(Interface markup and scripts)
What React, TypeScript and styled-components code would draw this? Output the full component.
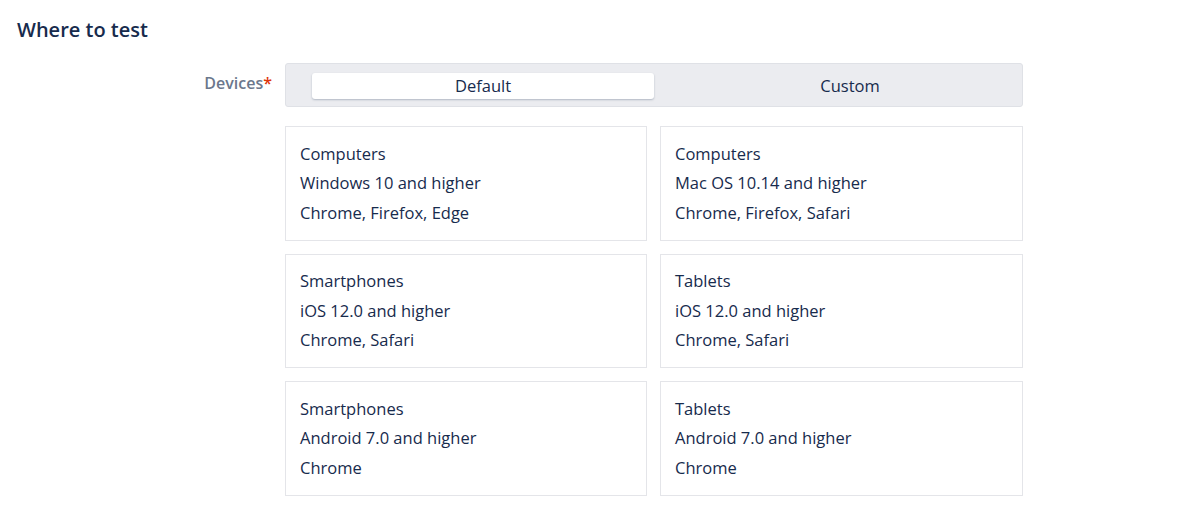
import React from "react";
import styled, { createGlobalStyle } from "styled-components";

const Global = createGlobalStyle`
  html, body { margin: 0; padding: 0; background: #ffffff; }
  body { font-family: "Open Sans", "Noto Sans", sans-serif; color: #172b4d; }
  * { box-sizing: border-box; }
`;

const Page = styled.div`
  padding: 15px 17px;
`;

const Heading = styled.h2`
  margin: 0;
  font-size: 20px;
  font-weight: 600;
  line-height: 30px;
  color: #172b4d;
`;

const FieldRow = styled.div`
  display: grid;
  grid-template-columns: 255px 738px;
  column-gap: 13px;
  margin-top: 18px;
`;

const Label = styled.div`
  text-align: right;
  font-size: 16px;
  font-weight: 600;
  color: #6b778c;
  line-height: 20px;
  padding-top: 10px;
`;

const Required = styled.span`
  color: #de350b;
`;

const Content = styled.div`
  display: flex;
  flex-direction: column;
  gap: 19px;
`;

const Segmented = styled.div`
  display: grid;
  grid-template-columns: 342px 342px;
  column-gap: 25px;
  height: 44px;
  padding: 9px 0 0 26px;
  background: #ebecf0;
  border: 1px solid #dfe1e6;
  border-radius: 3px;
`;

const Segment = styled.div<{ $active?: boolean }>`
  height: 26px;
  display: flex;
  align-items: center;
  justify-content: center;
  padding-bottom: 2px;
  font-size: 16.5px;
  color: #172b4d;
  border-radius: 3px;
  background: ${(p) => (p.$active ? "#ffffff" : "transparent")};
  box-shadow: ${(p) => (p.$active ? "0 1px 2px rgba(9,30,66,0.25)" : "none")};
`;

const Grid = styled.div`
  display: grid;
  grid-template-columns: 362px 363px;
  column-gap: 13px;
  row-gap: 13px;
`;

const Card = styled.div`
  height: 114.5px;
  border: 1px solid #e4e5e9;
  padding: 11.5px 14px;
  font-size: 16.5px;
  line-height: 29.5px;
  color: #172b4d;
`;

const cards = [
  ["Computers", "Windows 10 and higher", "Chrome, Firefox, Edge"],
  ["Computers", "Mac OS 10.14 and higher", "Chrome, Firefox, Safari"],
  ["Smartphones", "iOS 12.0 and higher", "Chrome, Safari"],
  ["Tablets", "iOS 12.0 and higher", "Chrome, Safari"],
  ["Smartphones", "Android 7.0 and higher", "Chrome"],
  ["Tablets", "Android 7.0 and higher", "Chrome"],
];

export default function App() {
  return (
    <Page>
      <Global />
      <Heading>Where to test</Heading>
      <FieldRow>
        <Label>
          Devices<Required>*</Required>
        </Label>
        <Content>
          <Segmented>
            <Segment $active>Default</Segment>
            <Segment>Custom</Segment>
          </Segmented>
          <Grid>
            {cards.map((c, i) => (
              <Card key={i}>
                {c.map((line, j) => (
                  <div key={j}>{line}</div>
                ))}
              </Card>
            ))}
          </Grid>
        </Content>
      </FieldRow>
    </Page>
  );
}
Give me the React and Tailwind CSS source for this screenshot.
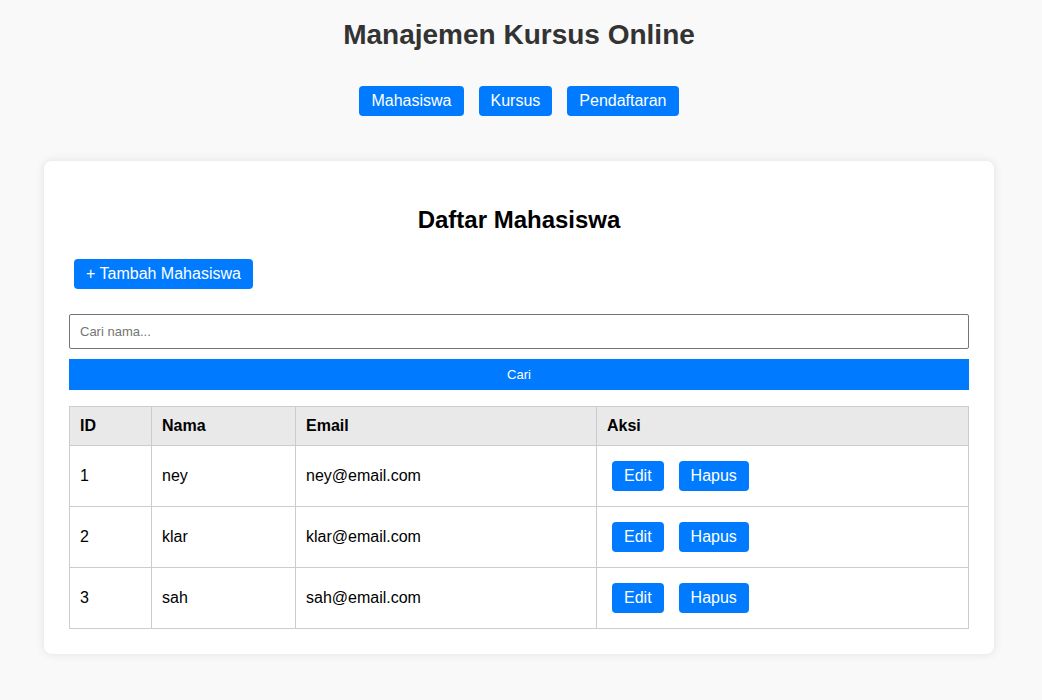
export default function App() {
  const rows = [
    { id: 1, nama: "ney", email: "ney@email.com" },
    { id: 2, nama: "klar", email: "klar@email.com" },
    { id: 3, nama: "sah", email: "sah@email.com" },
  ];
  return (
    <div className="min-h-[700px] bg-[#f9f9f9] font-['Liberation_Sans',Arial,sans-serif]">
      <div className="w-[1038px] pt-[19px]">
        <h1 className="text-center text-[28px] leading-[32px] font-bold text-[#333]">Manajemen Kursus Online</h1>
        <div className="mt-[35px] flex justify-center gap-[15px]">
          {["Mahasiswa", "Kursus", "Pendaftaran"].map((t) => (
            <button key={t} className="bg-[#007bff] text-white text-[16px] leading-[18px] py-[6px] px-3 rounded-[4px]">{t}</button>
          ))}
        </div>
        <div className="mx-[44px] mt-[45px] bg-white rounded-lg p-[25px] shadow-[0_0_10px_rgba(0,0,0,0.1)]">
          <h2 className="mt-5 mb-5 text-center text-[24px] leading-[28px] font-bold text-black">Daftar Mahasiswa</h2>
          <div className="flex">
            <button className="ml-[5px] mt-[5px] bg-[#007bff] text-white text-[16px] leading-[18px] py-[6px] px-3 rounded-[4px]">+ Tambah Mahasiswa</button>
          </div>
          <input
            className="mt-[25px] block w-full h-[35px] border border-[#767676] rounded-[2px] px-[10px] text-[13px] placeholder:text-[#757575] outline-none"
            placeholder="Cari nama..."
          />
          <button className="mt-[10px] block w-full h-[31px] bg-[#007bff] text-white text-[13px]">Cari</button>
          <table className="mt-4 w-full table-fixed border-collapse text-[16px] leading-[18px] text-black">
            <colgroup>
              <col className="w-[82px]" />
              <col className="w-[144px]" />
              <col className="w-[301px]" />
              <col />
            </colgroup>
            <thead>
              <tr className="bg-[#e9e9e9]">
                {["ID", "Nama", "Email", "Aksi"].map((h) => (
                  <th key={h} className="border border-[#cccccc] px-[10px] py-[10px] text-left font-bold">{h}</th>
                ))}
              </tr>
            </thead>
            <tbody>
              {rows.map((r) => (
                <tr key={r.id}>
                  <td className="border border-[#cccccc] px-[10px] py-[10px]">{r.id}</td>
                  <td className="border border-[#cccccc] px-[10px] py-[10px]">{r.nama}</td>
                  <td className="border border-[#cccccc] px-[10px] py-[10px]">{r.email}</td>
                  <td className="border border-[#cccccc] px-[10px] py-[10px]">
                    <div className="flex gap-[15px] my-[5px] ml-[5px]">
                      <button className="bg-[#007bff] text-white text-[16px] leading-[18px] py-[6px] px-3 rounded-[4px]">Edit</button>
                      <button className="bg-[#007bff] text-white text-[16px] leading-[18px] py-[6px] px-3 rounded-[4px]">Hapus</button>
                    </div>
                  </td>
                </tr>
              ))}
            </tbody>
          </table>
        </div>
      </div>
    </div>
  );
}
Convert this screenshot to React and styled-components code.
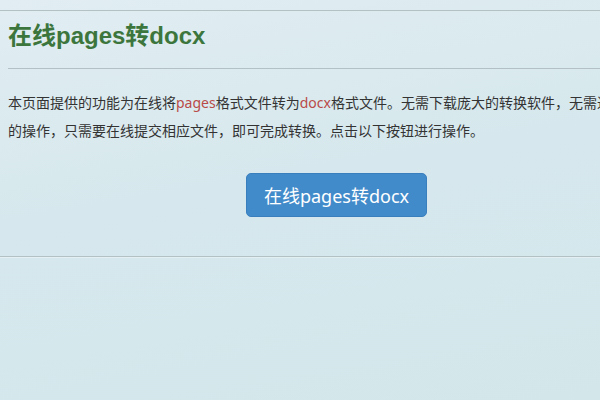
import React from 'react'
import styled, { createGlobalStyle } from 'styled-components'

const GlobalStyle = createGlobalStyle`
    html, body {
        margin: 0;
        padding: 0;
        overflow: hidden;
    }
    body {
        width: 600px;
        height: 400px;
        background: linear-gradient(170deg, #e1edf2 0%, #d6e8ed 45%, #d3e7eb 100%);
        font-family: "Liberation Sans", "Noto Sans CJK SC", sans-serif;
        color: #333;
    }
`

const Page = styled.div`
    padding-top: 10px;
    width: 675px;
`

const Section = styled.section`
    border-top: 1px solid #b3c1c4;
    border-bottom: 1px solid #b3c1c4;
    box-shadow: 0 1px 0 rgba(255, 255, 255, 0.35);
    padding: 0 15px 39px 8px;
`

const Title = styled.h2`
    margin: 0;
    padding: 10px 0 0;
    font-size: 24px;
    line-height: 30px;
    font-weight: 700;
    color: #3c763d;
`

const Rule = styled.hr`
    margin: 17px 0 20px;
    border: 0;
    border-top: 1px solid #b3c1c4;
`

const Intro = styled.p`
    margin: 0;
    font-family: "Noto Sans", "Noto Sans CJK SC", sans-serif;
    font-size: 14px;
    line-height: 28px;
    color: #333;
`

const Mark = styled.span`
    color: #b94a48;
`

const Actions = styled.div`
    display: flex;
    justify-content: center;
    margin-top: 28px;
    padding-left: 5px;
`

const Button = styled.button`
    height: 44px;
    padding: 0 17px;
    border: 1px solid #3a7fbd;
    border-radius: 5px;
    background: #428bca;
    color: #fff;
    font-family: "Noto Sans", "Noto Sans CJK SC", sans-serif;
    font-size: 18px;
    cursor: pointer;
`

const App = () => {
    return (
        <>
            <GlobalStyle />
            <Page>
                <Section>
                    <Title>在线pages转docx</Title>
                    <Rule />
                    <Intro>
                        本页面提供的功能为在线将<Mark>pages</Mark>格式文件转为<Mark>docx</Mark>格式文件。无需下载庞大的转换软件，无需进行复杂的操作，只需要在线提交相应文件，即可完成转换。点击以下按钮进行操作。
                    </Intro>
                    <Actions>
                        <Button>在线pages转docx</Button>
                    </Actions>
                </Section>
            </Page>
        </>
    )
}

export default App
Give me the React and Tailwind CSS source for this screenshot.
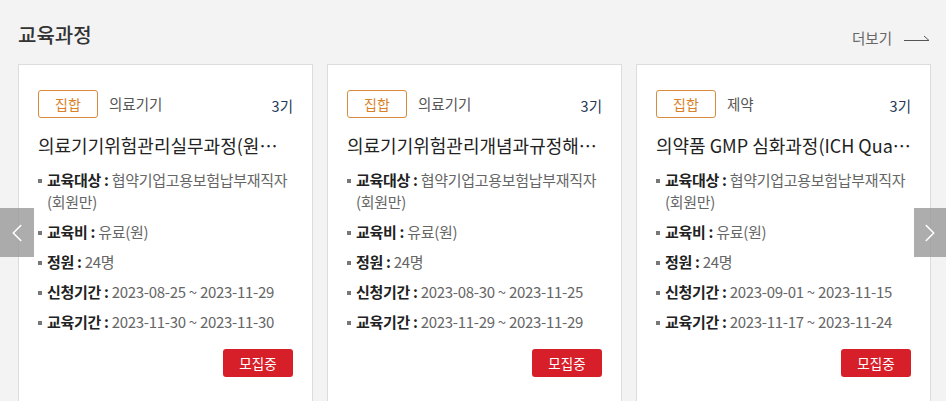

→ Directions for this task: Find the lines containing "code" and pull them out.

→ Correct response:
What React, TypeScript and styled-components code would draw this? Output the full component.
Convert this screenshot to React and styled-components code.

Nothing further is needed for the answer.